UPDATE 3/18: Semi-supporting Larijani's assertion that  "we are not after building nuclear weapons" is James Risen's long review in today's New York Times of U.S. intelligence on Iran's nuclear program, well summed up by one "former senior intelligence official" who says he has about 75 percent confidence that Iran has not restarted the nuclear weapons program that the National Intelligence Estimate of 2007 asserted had been suspended in 2003. Risen ends with a reaffirmation of that controversial conclusion:
Just as in 2010, new evidence about the Iranian nuclear program delayed the National Intelligence Estimate in 2007, the last previous assessment. Current and former American officials say that a draft version of the assessment had been completed when the United States began to collect surprising intelligence suggesting that Iran had suspended its weapons program and disbanded its weapons team four years earlier. 

The draft version had concluded that the Iranians were still trying to build a bomb, the same finding of a 2005 assessment. But as they scrutinized the new intelligence from several sources, including intercepted communications in which Iranian officials were heard complaining to one another about stopping the program, the American intelligence officials decided they had to change course, officials said. While enrichment activities continued, the evidence that Iran had halted its weapons program in 2003 at the direction of the supreme leader, Ayatollah Ali Khamenei, was too strong to ignore, they said.
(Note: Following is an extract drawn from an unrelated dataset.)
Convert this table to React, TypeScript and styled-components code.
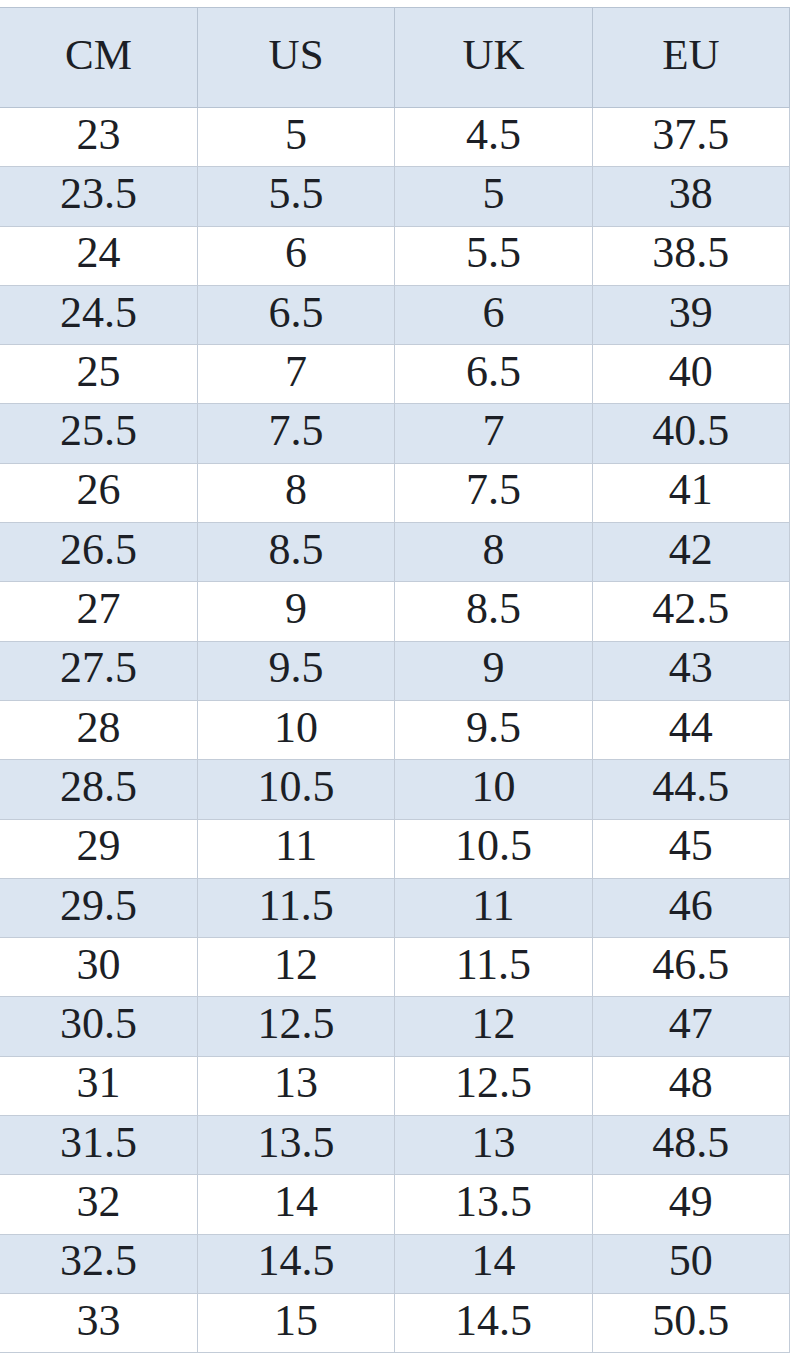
import React from 'react';
import styled, { createGlobalStyle } from 'styled-components';

const GlobalStyle = createGlobalStyle`
  html, body {
    margin: 0;
    padding: 0;
    background: #ffffff;
  }
`;

const ChartContainer = styled.div`
  width: 794px;
  padding-top: 7px;
  background: #ffffff;
`;

const Table = styled.table`
  width: 790px;
  border-collapse: collapse;
  table-layout: fixed;
  font-family: "Liberation Serif", "Times New Roman", serif;
  color: #1c1f26;
`;

const TableHeader = styled.th`
  height: 93px;
  padding: 0 0 6px;
  background-color: #dbe5f1;
  font-weight: normal;
  font-size: 43px;
  text-align: center;
  vertical-align: middle;
  border: 1px solid #b7c3d2;
  border-left: none;
`;

const TableRow = styled.tr<{ $shaded: boolean }>`
  height: 59.3px;
  background-color: ${(p) => (p.$shaded ? '#dbe5f1' : '#ffffff')};
`;

const TableCell = styled.td`
  padding: 0 0 5px;
  font-size: 44px;
  line-height: 1;
  text-align: center;
  vertical-align: middle;
  border: 1px solid #c3ccd8;
  border-left: none;
`;

const columns = ['CM', 'US', 'UK', 'EU'];

const sizes = [
  ['23', '5', '4.5', '37.5'],
  ['23.5', '5.5', '5', '38'],
  ['24', '6', '5.5', '38.5'],
  ['24.5', '6.5', '6', '39'],
  ['25', '7', '6.5', '40'],
  ['25.5', '7.5', '7', '40.5'],
  ['26', '8', '7.5', '41'],
  ['26.5', '8.5', '8', '42'],
  ['27', '9', '8.5', '42.5'],
  ['27.5', '9.5', '9', '43'],
  ['28', '10', '9.5', '44'],
  ['28.5', '10.5', '10', '44.5'],
  ['29', '11', '10.5', '45'],
  ['29.5', '11.5', '11', '46'],
  ['30', '12', '11.5', '46.5'],
  ['30.5', '12.5', '12', '47'],
  ['31', '13', '12.5', '48'],
  ['31.5', '13.5', '13', '48.5'],
  ['32', '14', '13.5', '49'],
  ['32.5', '14.5', '14', '50'],
  ['33', '15', '14.5', '50.5'],
];

const App = () => {
  return (
    <ChartContainer>
      <GlobalStyle />
      <Table>
        <thead>
          <tr>
            {columns.map((c) => (
              <TableHeader key={c}>{c}</TableHeader>
            ))}
          </tr>
        </thead>
        <tbody>
          {sizes.map((row, index) => (
            <TableRow key={index} $shaded={index % 2 === 1}>
              {row.map((value, i) => (
                <TableCell key={i}>{value}</TableCell>
              ))}
            </TableRow>
          ))}
        </tbody>
      </Table>
    </ChartContainer>
  );
};

export default App;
One former senior official characterized the information as very persuasive. “I had high confidence in it,” he said. “There was tremendous evidence that the program had been halted.”

And today, despite criticism of that assessment from some outside observers and hawkish politicians, American intelligence analysts still believe that the Iranians have not gotten the go-ahead from Ayatollah Khamenei to revive the program. 

“That assessment,” said one American official, “holds up really well.”
Looks a little like a coordinate attempt to muffle the drums of war. Cue caveats about my own selection bias and lack of information.

But while we're arranging the tea leaves for peace, add this claim by Dina Esfandiary at the International Institute for Strategic Studies that Iranian public opinion is turning against the nuclear program.